La posibilidad de un diálogo, la pasión de debates y polémicas, la empatía en una misma sensibilidad, y hasta las diferencias profundas que aparecen por ejemplo en algunos casos emblemáticos: la discusión sobre el lugar de la halajá en la determinación de la vida judía, la relación de la diáspora con Israel y el posicionamiento frente al tema palestino, o estos mismos análisis que se están realizando sobre los matrimonios mixtos. Pero un lenguaje común que prefiere ahondar las diferencias como momentos formativos, que acepta la voz del otro como la posibilidad de transformar su propia voz. Un lenguaje común que no habla del mismo modo porque opta por la incertidumbre y la impureza de su identidad, entendiendo que no hay recetas fijas, sino preguntas abiertas. La pureza no da lugar a las preguntas, por el contrario, define un recetario de cómo preservarse inmune.

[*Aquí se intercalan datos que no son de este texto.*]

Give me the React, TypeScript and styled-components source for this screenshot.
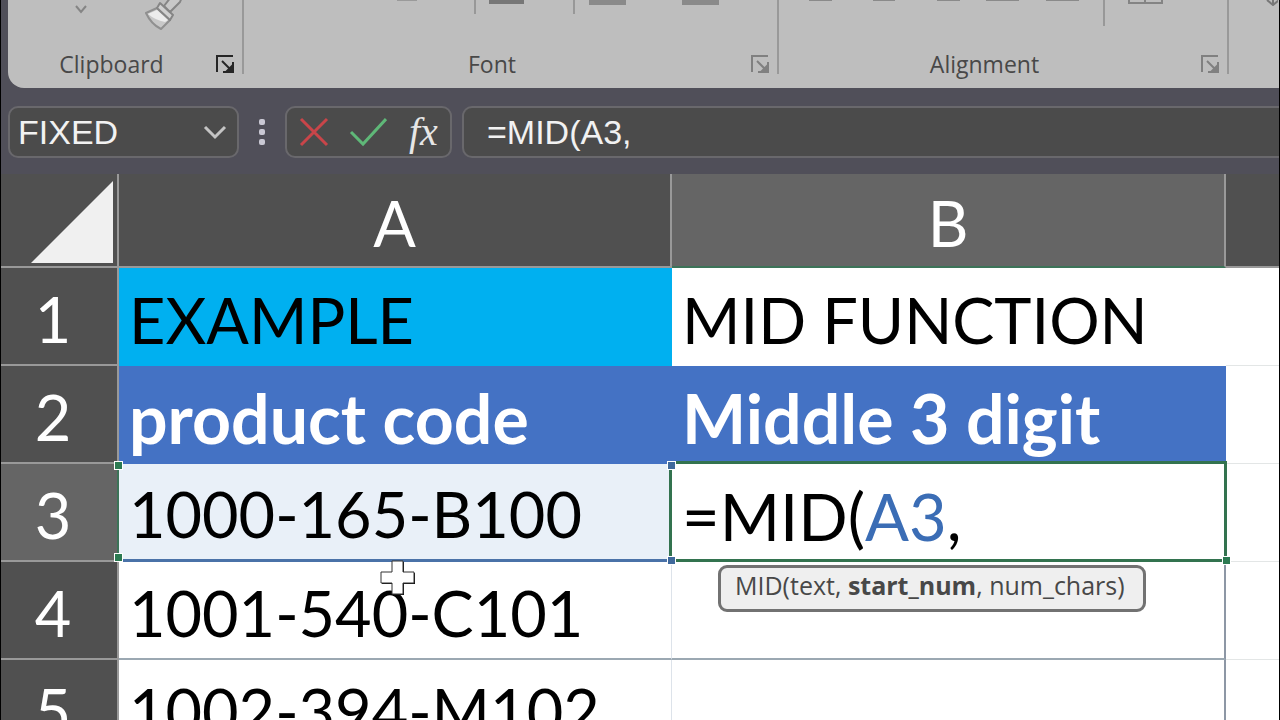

Si un polo aglutina a los guardianes de la pureza, el otro polo surge por efecto necesario. La inmunidad solo es posible porque hay infección. No hacen falta reuniones ni asambleas, ni determinación de un manifiesto en común: para los puros, todos los otros, constituyen lo mismo: son su negación, su necesaria negación que los define a si mismos como afirmación positiva.
Explotar la hiancia es asumir el conflicto, es dotar de posibilidades creativas a la ruptura. Hay un quiebre y tal vez no se trate más de emparchar aquello que por su inercia emerge todo el tiempo quebrando. Uno de los polos no se ve a si mismo como “polo” y así el autoritario opta por una decisión ética (o no ética): figurar en la tarjeta de casamiento de una pareja mixta es como inocularse la enfermedad contra la que se combate. O se es sano o se es enfermo, la ética se vuelve biopolítica, y el otro un no-otro.
Sin embargo los judíos somos tribales, somos un horizonte de tribus fragmentadas que vivencia cada una lo judío a su manera. El problema es cuando alguna de ellas pretende constituirse como el paradigma mismo del pueblo judío. En todo caso nuestro carácter de pueblo tiene más que ver con la babélica diferencia entre las tribus que con la apropiación monopólica de lo judío de una de ellas. Nietzsche decía que cuando uno de los dioses se creyó el único, el resto se murió de risa. Tal vez el futuro de nuestra comunidad esté en la profundización de esta carcajada, y de esta muerte.